__Request__: Copy each line below in which the word "this" occurs.
* start Record extracts *
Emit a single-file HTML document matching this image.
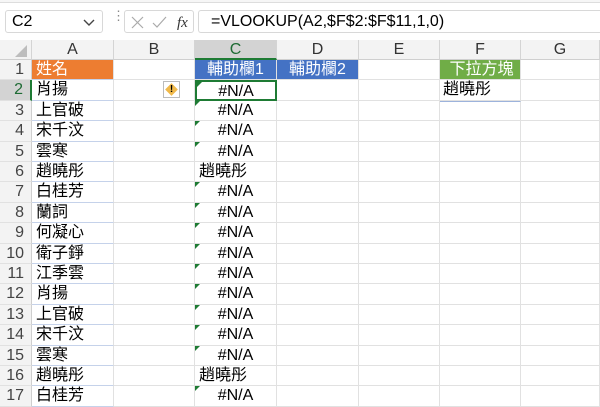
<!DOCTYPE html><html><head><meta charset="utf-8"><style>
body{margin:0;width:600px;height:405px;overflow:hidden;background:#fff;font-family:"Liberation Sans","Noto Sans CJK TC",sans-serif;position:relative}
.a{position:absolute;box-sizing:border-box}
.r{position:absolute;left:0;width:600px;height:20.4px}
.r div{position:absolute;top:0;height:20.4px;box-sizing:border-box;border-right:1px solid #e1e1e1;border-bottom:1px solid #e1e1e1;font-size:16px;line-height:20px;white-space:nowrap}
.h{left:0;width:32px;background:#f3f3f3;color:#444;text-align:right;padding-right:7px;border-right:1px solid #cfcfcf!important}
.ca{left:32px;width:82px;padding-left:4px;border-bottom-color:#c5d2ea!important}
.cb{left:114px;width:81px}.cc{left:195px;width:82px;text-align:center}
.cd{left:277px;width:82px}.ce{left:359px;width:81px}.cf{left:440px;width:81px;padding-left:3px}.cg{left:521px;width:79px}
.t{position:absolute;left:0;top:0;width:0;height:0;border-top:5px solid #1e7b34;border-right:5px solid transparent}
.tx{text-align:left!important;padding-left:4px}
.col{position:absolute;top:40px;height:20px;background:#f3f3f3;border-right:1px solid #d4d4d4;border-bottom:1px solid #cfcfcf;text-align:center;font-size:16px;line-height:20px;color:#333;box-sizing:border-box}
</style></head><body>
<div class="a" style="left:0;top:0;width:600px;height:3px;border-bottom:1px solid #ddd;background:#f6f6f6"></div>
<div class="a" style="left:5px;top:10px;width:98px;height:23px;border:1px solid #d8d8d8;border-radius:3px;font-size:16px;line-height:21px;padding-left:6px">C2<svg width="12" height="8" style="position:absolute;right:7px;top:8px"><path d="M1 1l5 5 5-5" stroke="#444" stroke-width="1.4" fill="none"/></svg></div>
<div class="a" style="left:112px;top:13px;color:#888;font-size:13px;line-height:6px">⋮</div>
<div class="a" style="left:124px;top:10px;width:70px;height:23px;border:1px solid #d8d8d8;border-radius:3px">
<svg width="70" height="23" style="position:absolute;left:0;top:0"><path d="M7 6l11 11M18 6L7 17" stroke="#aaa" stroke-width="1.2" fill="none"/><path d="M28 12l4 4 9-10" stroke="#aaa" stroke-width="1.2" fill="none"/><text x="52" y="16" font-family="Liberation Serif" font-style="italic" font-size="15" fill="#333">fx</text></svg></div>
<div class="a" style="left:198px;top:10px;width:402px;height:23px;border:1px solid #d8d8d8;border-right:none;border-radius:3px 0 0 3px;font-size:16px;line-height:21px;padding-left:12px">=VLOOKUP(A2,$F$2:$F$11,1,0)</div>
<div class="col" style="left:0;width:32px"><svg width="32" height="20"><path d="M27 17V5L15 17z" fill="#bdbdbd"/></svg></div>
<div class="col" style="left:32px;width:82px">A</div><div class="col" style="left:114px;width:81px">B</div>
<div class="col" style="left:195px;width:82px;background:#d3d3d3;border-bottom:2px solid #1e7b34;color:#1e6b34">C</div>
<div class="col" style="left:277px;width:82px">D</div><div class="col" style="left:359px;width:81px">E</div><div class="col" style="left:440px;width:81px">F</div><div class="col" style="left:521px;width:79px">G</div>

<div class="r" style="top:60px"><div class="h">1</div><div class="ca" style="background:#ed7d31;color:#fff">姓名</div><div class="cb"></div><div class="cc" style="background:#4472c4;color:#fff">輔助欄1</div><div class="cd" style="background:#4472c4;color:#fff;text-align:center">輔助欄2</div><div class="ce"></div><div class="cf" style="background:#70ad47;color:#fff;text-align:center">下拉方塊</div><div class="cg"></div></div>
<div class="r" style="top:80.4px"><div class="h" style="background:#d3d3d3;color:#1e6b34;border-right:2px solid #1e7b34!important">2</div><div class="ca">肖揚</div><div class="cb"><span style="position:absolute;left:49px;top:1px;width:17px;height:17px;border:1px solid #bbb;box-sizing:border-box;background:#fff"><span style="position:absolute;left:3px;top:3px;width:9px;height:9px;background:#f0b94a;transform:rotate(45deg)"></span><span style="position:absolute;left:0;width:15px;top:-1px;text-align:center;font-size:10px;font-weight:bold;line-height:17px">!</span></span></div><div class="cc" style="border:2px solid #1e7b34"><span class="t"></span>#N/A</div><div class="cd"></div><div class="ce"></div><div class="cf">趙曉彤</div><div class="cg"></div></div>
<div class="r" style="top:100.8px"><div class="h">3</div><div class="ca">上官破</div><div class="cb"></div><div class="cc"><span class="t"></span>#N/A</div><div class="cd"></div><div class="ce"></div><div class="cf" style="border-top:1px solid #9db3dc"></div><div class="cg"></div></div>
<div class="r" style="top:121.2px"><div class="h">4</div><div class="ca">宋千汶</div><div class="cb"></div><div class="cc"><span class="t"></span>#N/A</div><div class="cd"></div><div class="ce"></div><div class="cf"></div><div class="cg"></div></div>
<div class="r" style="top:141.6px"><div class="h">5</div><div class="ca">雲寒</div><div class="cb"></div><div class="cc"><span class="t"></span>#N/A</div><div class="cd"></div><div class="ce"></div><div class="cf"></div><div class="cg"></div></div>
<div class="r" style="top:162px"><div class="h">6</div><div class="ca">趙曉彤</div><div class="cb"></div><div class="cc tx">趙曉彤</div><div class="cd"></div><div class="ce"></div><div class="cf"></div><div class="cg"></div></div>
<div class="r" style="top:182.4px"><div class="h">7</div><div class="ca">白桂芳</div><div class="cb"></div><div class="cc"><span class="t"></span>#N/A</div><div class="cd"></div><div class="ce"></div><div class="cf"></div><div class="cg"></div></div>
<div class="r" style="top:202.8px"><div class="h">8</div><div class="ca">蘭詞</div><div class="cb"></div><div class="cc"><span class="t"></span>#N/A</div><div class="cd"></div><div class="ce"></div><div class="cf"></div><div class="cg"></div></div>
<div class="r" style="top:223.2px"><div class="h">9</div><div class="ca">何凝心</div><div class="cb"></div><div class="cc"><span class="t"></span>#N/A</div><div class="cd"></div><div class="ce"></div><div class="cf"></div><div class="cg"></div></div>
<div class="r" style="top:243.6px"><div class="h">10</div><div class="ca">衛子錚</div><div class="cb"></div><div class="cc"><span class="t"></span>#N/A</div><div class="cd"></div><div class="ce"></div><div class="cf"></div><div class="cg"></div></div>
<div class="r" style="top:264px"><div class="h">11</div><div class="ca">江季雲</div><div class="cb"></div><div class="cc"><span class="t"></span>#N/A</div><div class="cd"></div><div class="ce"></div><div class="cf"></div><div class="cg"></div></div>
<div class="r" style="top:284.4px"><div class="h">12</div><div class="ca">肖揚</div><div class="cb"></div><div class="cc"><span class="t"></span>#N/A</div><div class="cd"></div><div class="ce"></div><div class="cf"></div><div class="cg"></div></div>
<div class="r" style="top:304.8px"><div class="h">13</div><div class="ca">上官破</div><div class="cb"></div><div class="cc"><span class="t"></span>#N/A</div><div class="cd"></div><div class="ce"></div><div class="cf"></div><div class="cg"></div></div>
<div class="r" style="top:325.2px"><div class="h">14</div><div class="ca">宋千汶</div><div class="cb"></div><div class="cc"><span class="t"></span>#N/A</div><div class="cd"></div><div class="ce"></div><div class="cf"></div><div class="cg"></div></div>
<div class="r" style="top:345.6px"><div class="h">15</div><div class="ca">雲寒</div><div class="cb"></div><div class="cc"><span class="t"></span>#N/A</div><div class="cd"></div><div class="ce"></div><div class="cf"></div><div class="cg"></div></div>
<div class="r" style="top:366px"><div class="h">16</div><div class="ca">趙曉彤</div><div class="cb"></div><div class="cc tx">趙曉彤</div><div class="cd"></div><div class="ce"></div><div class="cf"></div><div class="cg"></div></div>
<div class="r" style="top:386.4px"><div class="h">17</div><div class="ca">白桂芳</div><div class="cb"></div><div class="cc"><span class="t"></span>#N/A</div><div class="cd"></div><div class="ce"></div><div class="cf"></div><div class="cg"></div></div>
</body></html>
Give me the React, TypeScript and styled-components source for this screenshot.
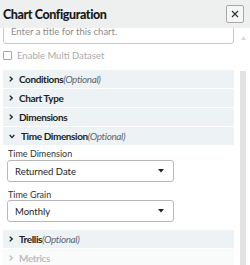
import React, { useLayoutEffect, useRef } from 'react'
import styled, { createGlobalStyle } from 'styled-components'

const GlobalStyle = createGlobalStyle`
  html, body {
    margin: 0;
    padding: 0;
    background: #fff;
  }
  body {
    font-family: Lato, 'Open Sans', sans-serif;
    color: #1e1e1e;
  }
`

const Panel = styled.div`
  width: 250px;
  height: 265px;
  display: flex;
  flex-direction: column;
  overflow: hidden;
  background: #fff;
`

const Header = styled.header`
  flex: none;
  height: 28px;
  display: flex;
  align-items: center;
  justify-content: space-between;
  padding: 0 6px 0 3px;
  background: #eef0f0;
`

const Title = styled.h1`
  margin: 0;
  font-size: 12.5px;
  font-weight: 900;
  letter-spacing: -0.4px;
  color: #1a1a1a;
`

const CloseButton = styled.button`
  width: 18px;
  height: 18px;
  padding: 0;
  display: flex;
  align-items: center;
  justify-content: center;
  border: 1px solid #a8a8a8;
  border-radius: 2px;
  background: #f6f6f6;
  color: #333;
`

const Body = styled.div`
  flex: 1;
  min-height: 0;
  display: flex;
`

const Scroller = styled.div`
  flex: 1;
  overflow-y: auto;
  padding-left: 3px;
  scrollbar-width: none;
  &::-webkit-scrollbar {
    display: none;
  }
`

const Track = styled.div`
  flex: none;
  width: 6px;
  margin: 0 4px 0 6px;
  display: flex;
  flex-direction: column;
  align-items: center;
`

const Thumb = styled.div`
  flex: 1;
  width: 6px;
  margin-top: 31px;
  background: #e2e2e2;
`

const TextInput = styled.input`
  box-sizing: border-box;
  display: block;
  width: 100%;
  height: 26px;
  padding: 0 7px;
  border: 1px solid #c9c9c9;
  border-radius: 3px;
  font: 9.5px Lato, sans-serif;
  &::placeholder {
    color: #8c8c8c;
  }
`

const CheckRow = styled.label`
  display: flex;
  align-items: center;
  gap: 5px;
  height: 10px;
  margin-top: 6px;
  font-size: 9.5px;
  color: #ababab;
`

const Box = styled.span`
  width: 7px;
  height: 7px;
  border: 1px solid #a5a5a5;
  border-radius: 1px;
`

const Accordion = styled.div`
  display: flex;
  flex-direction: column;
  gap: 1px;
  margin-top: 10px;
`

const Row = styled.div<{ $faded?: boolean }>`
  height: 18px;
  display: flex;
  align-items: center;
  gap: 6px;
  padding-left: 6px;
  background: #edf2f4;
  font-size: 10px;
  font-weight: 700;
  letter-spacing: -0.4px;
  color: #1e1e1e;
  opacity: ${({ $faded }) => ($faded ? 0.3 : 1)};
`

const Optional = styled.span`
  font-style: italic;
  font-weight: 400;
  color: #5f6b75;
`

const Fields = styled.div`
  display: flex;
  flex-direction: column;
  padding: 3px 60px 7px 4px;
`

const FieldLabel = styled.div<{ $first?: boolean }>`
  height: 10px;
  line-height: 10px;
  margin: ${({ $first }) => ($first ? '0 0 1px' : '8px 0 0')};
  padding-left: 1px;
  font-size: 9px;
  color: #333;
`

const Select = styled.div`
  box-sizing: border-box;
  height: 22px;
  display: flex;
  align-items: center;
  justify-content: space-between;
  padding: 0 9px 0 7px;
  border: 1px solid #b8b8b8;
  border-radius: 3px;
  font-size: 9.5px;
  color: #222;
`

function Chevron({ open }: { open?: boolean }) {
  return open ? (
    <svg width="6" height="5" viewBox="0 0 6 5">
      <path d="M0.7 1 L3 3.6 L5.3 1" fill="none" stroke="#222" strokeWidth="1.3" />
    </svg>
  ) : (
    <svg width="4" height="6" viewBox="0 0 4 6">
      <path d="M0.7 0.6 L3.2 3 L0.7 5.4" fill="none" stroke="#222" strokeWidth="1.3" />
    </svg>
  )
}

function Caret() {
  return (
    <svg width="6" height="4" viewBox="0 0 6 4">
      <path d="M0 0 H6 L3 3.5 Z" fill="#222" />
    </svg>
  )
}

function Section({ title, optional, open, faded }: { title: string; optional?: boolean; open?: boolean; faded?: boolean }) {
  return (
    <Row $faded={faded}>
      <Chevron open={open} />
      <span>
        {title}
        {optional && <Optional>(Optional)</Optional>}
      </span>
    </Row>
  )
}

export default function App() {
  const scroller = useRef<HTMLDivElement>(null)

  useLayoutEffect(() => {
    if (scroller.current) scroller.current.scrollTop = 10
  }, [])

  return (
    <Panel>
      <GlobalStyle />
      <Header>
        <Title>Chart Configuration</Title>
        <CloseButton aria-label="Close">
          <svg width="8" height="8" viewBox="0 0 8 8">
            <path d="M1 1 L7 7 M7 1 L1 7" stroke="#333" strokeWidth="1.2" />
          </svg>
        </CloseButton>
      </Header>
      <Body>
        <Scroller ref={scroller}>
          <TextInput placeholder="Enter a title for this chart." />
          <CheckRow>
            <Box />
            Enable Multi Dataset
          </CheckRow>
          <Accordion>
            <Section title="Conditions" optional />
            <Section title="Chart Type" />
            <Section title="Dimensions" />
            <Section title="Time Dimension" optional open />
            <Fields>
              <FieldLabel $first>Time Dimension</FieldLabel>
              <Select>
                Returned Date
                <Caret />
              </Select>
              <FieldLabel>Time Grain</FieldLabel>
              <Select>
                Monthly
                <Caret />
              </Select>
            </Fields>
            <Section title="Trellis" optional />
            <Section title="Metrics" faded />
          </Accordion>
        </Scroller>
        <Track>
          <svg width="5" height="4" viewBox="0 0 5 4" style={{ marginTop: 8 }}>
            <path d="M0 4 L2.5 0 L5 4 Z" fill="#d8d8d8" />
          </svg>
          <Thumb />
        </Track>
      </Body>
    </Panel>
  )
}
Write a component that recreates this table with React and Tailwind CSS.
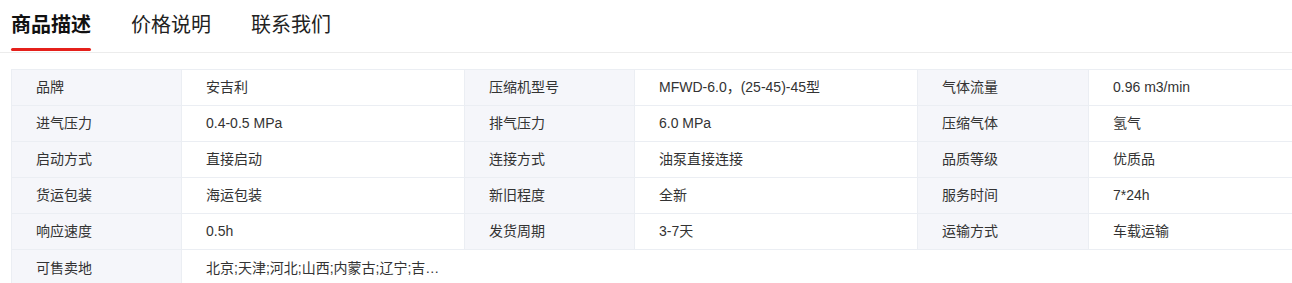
* end Record extracts *
__Exercise solution__:
Emit a single-file HTML document matching this image.
Give me the React, TypeScript and styled-components source for this screenshot.
          <TextInput placeholder="Enter a title for this chart." />
Write a component that recreates this table with React and Tailwind CSS.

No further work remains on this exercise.